» The exercise
Quote the listing below in its entirety, omitting every image.

» Source data

......

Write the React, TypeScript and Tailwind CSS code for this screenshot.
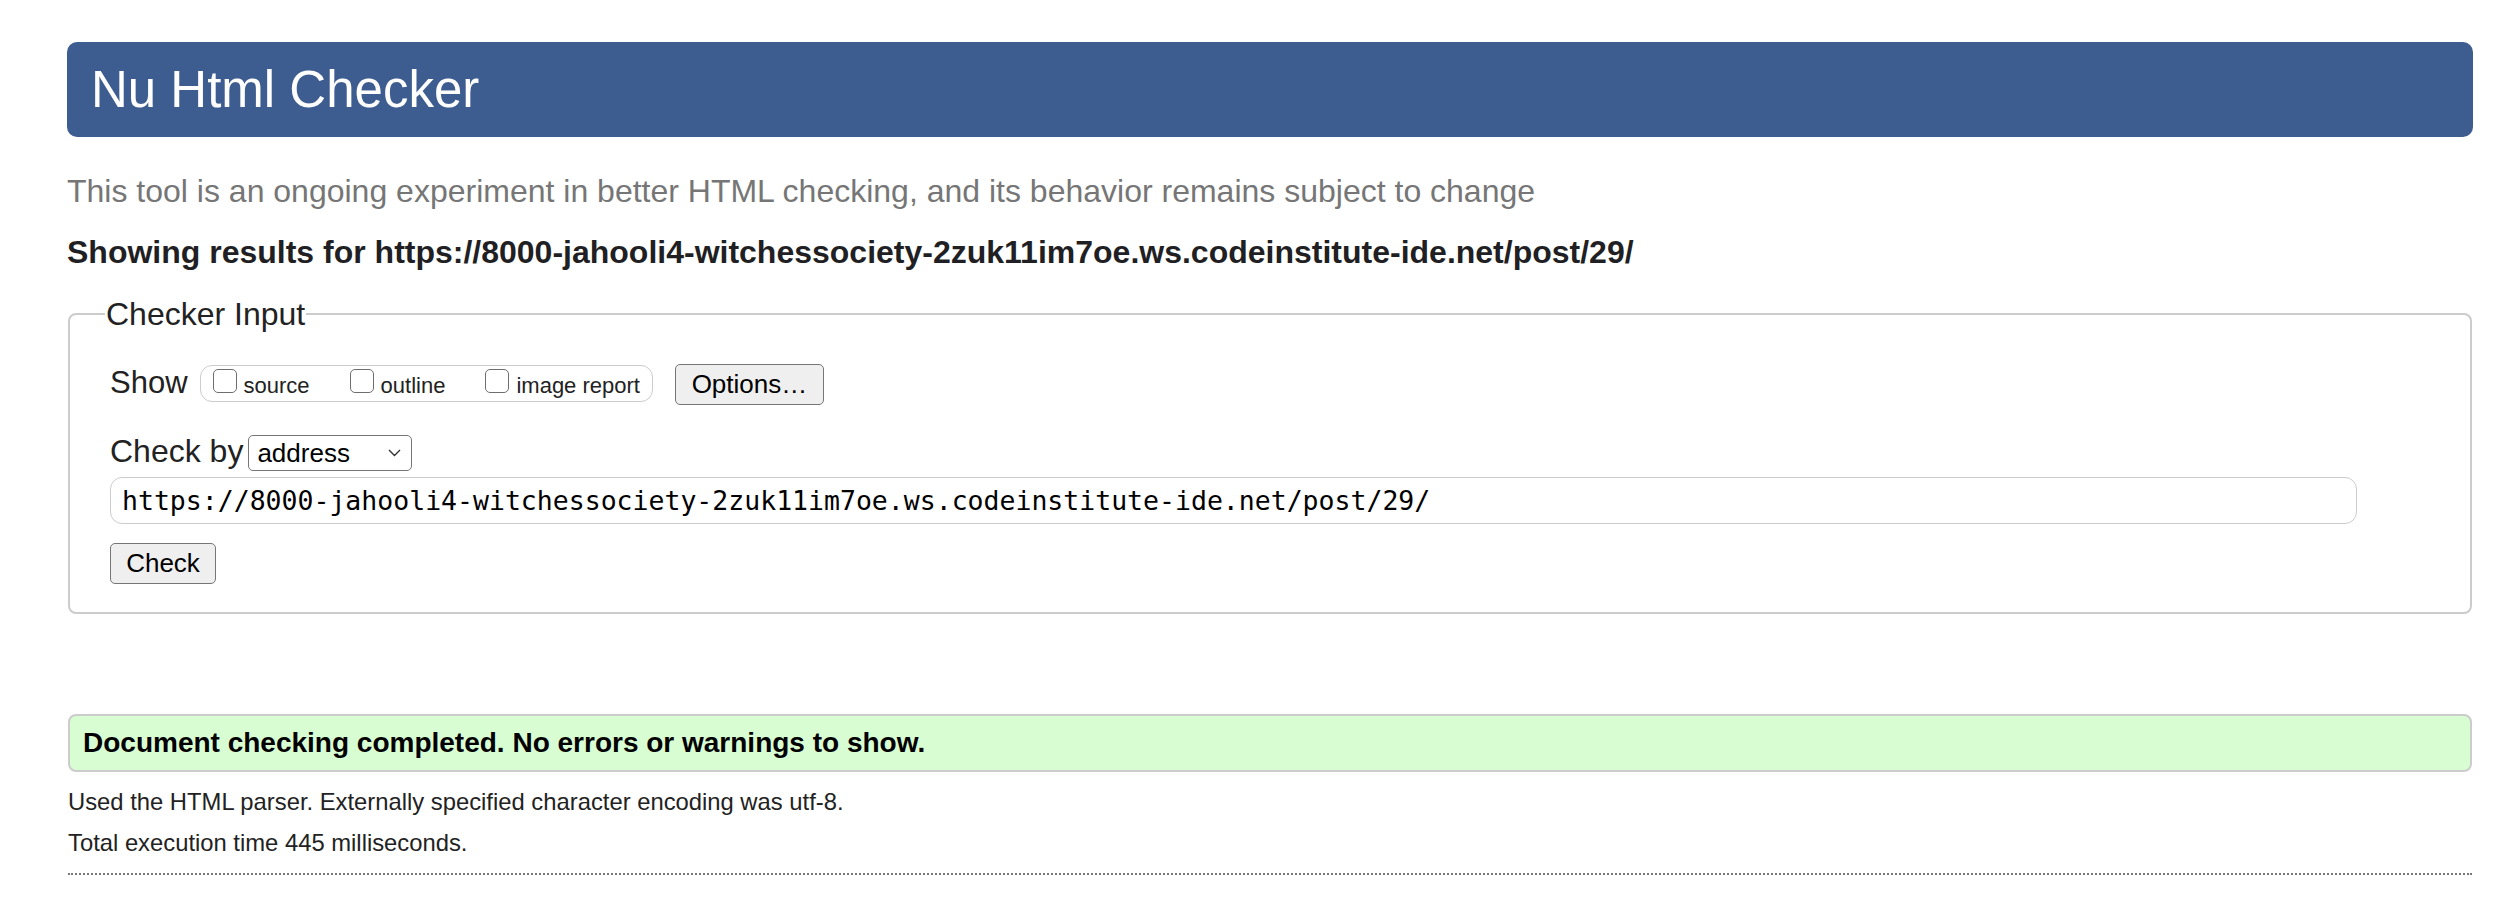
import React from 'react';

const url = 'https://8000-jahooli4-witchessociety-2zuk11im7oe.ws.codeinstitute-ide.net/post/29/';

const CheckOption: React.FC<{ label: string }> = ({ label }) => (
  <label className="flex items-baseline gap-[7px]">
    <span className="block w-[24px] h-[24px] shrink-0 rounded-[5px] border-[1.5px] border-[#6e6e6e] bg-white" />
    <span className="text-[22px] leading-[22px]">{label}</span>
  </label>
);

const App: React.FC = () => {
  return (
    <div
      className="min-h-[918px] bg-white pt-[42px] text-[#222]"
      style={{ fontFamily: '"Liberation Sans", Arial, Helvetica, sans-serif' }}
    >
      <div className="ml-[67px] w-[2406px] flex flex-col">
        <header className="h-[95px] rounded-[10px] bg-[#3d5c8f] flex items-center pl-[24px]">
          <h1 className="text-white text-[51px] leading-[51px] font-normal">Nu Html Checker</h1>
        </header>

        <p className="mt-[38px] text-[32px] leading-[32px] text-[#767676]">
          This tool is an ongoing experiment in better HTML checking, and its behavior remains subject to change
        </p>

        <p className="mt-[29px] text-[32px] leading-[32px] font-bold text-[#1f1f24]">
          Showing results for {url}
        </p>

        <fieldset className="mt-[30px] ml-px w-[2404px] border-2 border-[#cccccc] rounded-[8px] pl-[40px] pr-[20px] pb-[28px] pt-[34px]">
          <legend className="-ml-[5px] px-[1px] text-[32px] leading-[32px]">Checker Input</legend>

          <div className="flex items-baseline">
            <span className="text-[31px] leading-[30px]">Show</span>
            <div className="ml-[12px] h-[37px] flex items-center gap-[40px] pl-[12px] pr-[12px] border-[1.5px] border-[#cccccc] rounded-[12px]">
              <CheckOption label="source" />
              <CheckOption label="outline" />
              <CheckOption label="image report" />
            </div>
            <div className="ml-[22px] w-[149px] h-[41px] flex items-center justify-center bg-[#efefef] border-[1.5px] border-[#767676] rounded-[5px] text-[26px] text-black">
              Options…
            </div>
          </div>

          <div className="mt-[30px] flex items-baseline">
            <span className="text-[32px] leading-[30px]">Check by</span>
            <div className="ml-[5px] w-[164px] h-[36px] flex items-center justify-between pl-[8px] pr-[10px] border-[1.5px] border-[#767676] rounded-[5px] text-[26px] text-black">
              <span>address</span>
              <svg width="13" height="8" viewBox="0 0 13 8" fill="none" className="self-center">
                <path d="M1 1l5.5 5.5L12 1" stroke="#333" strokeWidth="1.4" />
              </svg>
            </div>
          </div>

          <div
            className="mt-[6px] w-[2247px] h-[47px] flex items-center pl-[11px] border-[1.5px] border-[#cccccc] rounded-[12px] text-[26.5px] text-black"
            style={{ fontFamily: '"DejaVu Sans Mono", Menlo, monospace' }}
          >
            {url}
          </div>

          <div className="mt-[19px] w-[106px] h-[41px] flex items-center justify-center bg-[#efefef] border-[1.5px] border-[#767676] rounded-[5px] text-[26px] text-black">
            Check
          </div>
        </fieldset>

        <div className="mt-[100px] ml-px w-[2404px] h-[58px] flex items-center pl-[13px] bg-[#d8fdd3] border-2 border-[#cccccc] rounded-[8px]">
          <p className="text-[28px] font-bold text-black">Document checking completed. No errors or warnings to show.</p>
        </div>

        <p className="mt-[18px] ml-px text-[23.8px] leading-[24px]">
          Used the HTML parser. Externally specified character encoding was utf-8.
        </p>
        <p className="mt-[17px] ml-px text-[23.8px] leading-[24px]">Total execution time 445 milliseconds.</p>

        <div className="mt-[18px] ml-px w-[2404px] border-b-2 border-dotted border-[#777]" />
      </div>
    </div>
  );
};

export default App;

......

» Solution
Write the React, TypeScript and Tailwind CSS code for this screenshot.
import React from 'react';

const url = 'https://8000-jahooli4-witchessociety-2zuk11im7oe.ws.codeinstitute-ide.net/post/29/';

const CheckOption: React.FC<{ label: string }> = ({ label }) => (
  <label className="flex items-baseline gap-[7px]">
    <span className="block w-[24px] h-[24px] shrink-0 rounded-[5px] border-[1.5px] border-[#6e6e6e] bg-white" />
    <span className="text-[22px] leading-[22px]">{label}</span>
  </label>
);

const App: React.FC = () => {
  return (
    <div
      className="min-h-[918px] bg-white pt-[42px] text-[#222]"
      style={{ fontFamily: '"Liberation Sans", Arial, Helvetica, sans-serif' }}
    >
      <div className="ml-[67px] w-[2406px] flex flex-col">
        <header className="h-[95px] rounded-[10px] bg-[#3d5c8f] flex items-center pl-[24px]">
          <h1 className="text-white text-[51px] leading-[51px] font-normal">Nu Html Checker</h1>
        </header>

        <p className="mt-[38px] text-[32px] leading-[32px] text-[#767676]">
          This tool is an ongoing experiment in better HTML checking, and its behavior remains subject to change
        </p>

        <p className="mt-[29px] text-[32px] leading-[32px] font-bold text-[#1f1f24]">
          Showing results for {url}
        </p>

        <fieldset className="mt-[30px] ml-px w-[2404px] border-2 border-[#cccccc] rounded-[8px] pl-[40px] pr-[20px] pb-[28px] pt-[34px]">
          <legend className="-ml-[5px] px-[1px] text-[32px] leading-[32px]">Checker Input</legend>

          <div className="flex items-baseline">
            <span className="text-[31px] leading-[30px]">Show</span>
            <div className="ml-[12px] h-[37px] flex items-center gap-[40px] pl-[12px] pr-[12px] border-[1.5px] border-[#cccccc] rounded-[12px]">
              <CheckOption label="source" />
              <CheckOption label="outline" />
              <CheckOption label="image report" />
            </div>
            <div className="ml-[22px] w-[149px] h-[41px] flex items-center justify-center bg-[#efefef] border-[1.5px] border-[#767676] rounded-[5px] text-[26px] text-black">
              Options…
            </div>
          </div>

          <div className="mt-[30px] flex items-baseline">
            <span className="text-[32px] leading-[30px]">Check by</span>
            <div className="ml-[5px] w-[164px] h-[36px] flex items-center justify-between pl-[8px] pr-[10px] border-[1.5px] border-[#767676] rounded-[5px] text-[26px] text-black">
              <span>address</span>
              <svg width="13" height="8" viewBox="0 0 13 8" fill="none" className="self-center">
                <path d="M1 1l5.5 5.5L12 1" stroke="#333" strokeWidth="1.4" />
              </svg>
            </div>
          </div>

          <div
            className="mt-[6px] w-[2247px] h-[47px] flex items-center pl-[11px] border-[1.5px] border-[#cccccc] rounded-[12px] text-[26.5px] text-black"
            style={{ fontFamily: '"DejaVu Sans Mono", Menlo, monospace' }}
          >
            {url}
          </div>

          <div className="mt-[19px] w-[106px] h-[41px] flex items-center justify-center bg-[#efefef] border-[1.5px] border-[#767676] rounded-[5px] text-[26px] text-black">
            Check
          </div>
        </fieldset>

        <div className="mt-[100px] ml-px w-[2404px] h-[58px] flex items-center pl-[13px] bg-[#d8fdd3] border-2 border-[#cccccc] rounded-[8px]">
          <p className="text-[28px] font-bold text-black">Document checking completed. No errors or warnings to show.</p>
        </div>

        <p className="mt-[18px] ml-px text-[23.8px] leading-[24px]">
          Used the HTML parser. Externally specified character encoding was utf-8.
        </p>
        <p className="mt-[17px] ml-px text-[23.8px] leading-[24px]">Total execution time 445 milliseconds.</p>

        <div className="mt-[18px] ml-px w-[2404px] border-b-2 border-dotted border-[#777]" />
      </div>
    </div>
  );
};

export default App;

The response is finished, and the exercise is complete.